So it seems that, thanks to feminism, abusive men may now be less likely to be murdered by their wives.
It’s also possible, that if battered black women (on average) had less access to resources to get themselves out of abusive relationships, that could explain the unusually high rate of black husbands murdered before battered women’s shelters became (relatively) common.
Another question: Why has homicide of wives declined while homicide of girlfriends hasn’t? One factor, according to a paper (.pdf link) by Betsey Stevensen of Harvard and Justin Wolfers of Stanford, suggests that another part of the answer is the emergence of no-fault divorce laws - a change that assisted wives but not girlfriends. From an article written by Wolfers:
The findings reveal that under no-fault laws a wife can threaten to leave an abusive husband, and this becomes a credible threat. Under the old regime, this was not so. Our theory is that the fear of divorce creates a strong incentive for abusive partners to behave.
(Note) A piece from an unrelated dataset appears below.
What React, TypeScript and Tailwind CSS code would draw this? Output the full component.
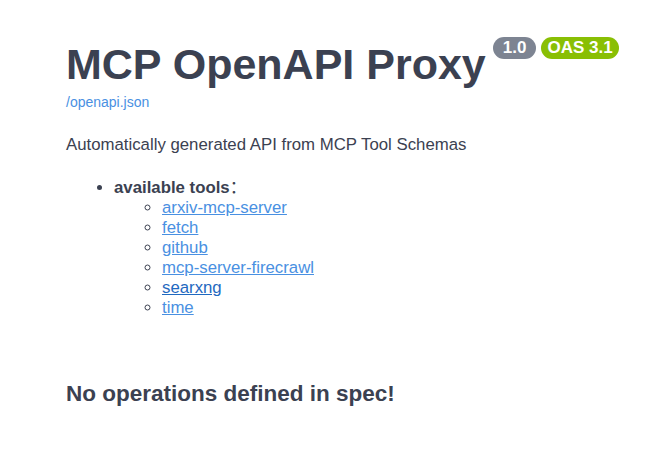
const tools = [
  { name: 'arxiv-mcp-server', hover: false },
  { name: 'fetch', hover: false },
  { name: 'github', hover: false },
  { name: 'mcp-server-firecrawl', hover: false },
  { name: 'searxng', hover: true },
  { name: 'time', hover: false },
]

export default function App() {
  return (
    <div
      className="min-h-screen w-full bg-white text-[#3b4151]"
      style={{ fontFamily: '"Liberation Sans", "Noto Sans CJK SC", Arial, sans-serif' }}
    >
      <div className="pl-[66px] pr-5 pt-[38px]">
        <div className="mb-5">
          <h2 className="flex items-start text-[43px] font-bold leading-[52px]">
            <span>MCP OpenAPI Proxy</span>
            <span className="ml-[7px] -mt-[1px] flex gap-[5px]">
              <small className="rounded-full bg-[#7d8492] px-[10px] text-[17px] font-bold leading-[22px] text-white">
                1.0
              </small>
              <small className="rounded-full bg-[#89bf04] px-[6px] text-[17px] font-bold leading-[22px] text-white">
                OAS 3.1
              </small>
            </span>
          </h2>
          <a href="#" className="text-[14px] leading-[18px] text-[#4990e2]">
            /openapi.json
          </a>
        </div>
        <p className="mt-[14px] text-[16.8px] leading-[22px]">Automatically generated API from MCP Tool Schemas</p>
        <ul className="mt-[22px] list-disc pl-[48px] text-[16.8px] leading-[20px]">
          <li>
            <strong>available tools</strong>
            <span className="font-normal">：</span>
            <ul className="list-[circle] pl-[48px]">
              {tools.map((t) => (
                <li key={t.name}>
                  <a
                    href="#"
                    className={t.hover ? 'text-[#1f69c0] underline' : 'text-[#4990e2] underline'}
                  >
                    {t.name}
                  </a>
                </li>
              ))}
            </ul>
          </li>
        </ul>
        <h3 className="mt-[61px] text-[22.5px] font-bold leading-[30px]">No operations defined in spec!</h3>
      </div>
    </div>
  )
}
More generally, easy access to divorce redistributes marital power from the party interested in preserving the marriage to the partner who wants out. In most instances, this resulted in an increase in marital power for women, and a decrease in power for men.
Our analysis of US data revealed the legislative change had caused female suicide to decline by about a fifth, domestic violence to decline by about a third, and intimate femicide - the husband’s murder of his wife - to decline by about a tenth.
Unfortunately, as “marriage movement” and men’s right activists have become more influential in recent years, there has been a movement to defund battered women’s shelters and to repeal no-fault divorce laws. Either of these changes would be harmful to the interests of battered women.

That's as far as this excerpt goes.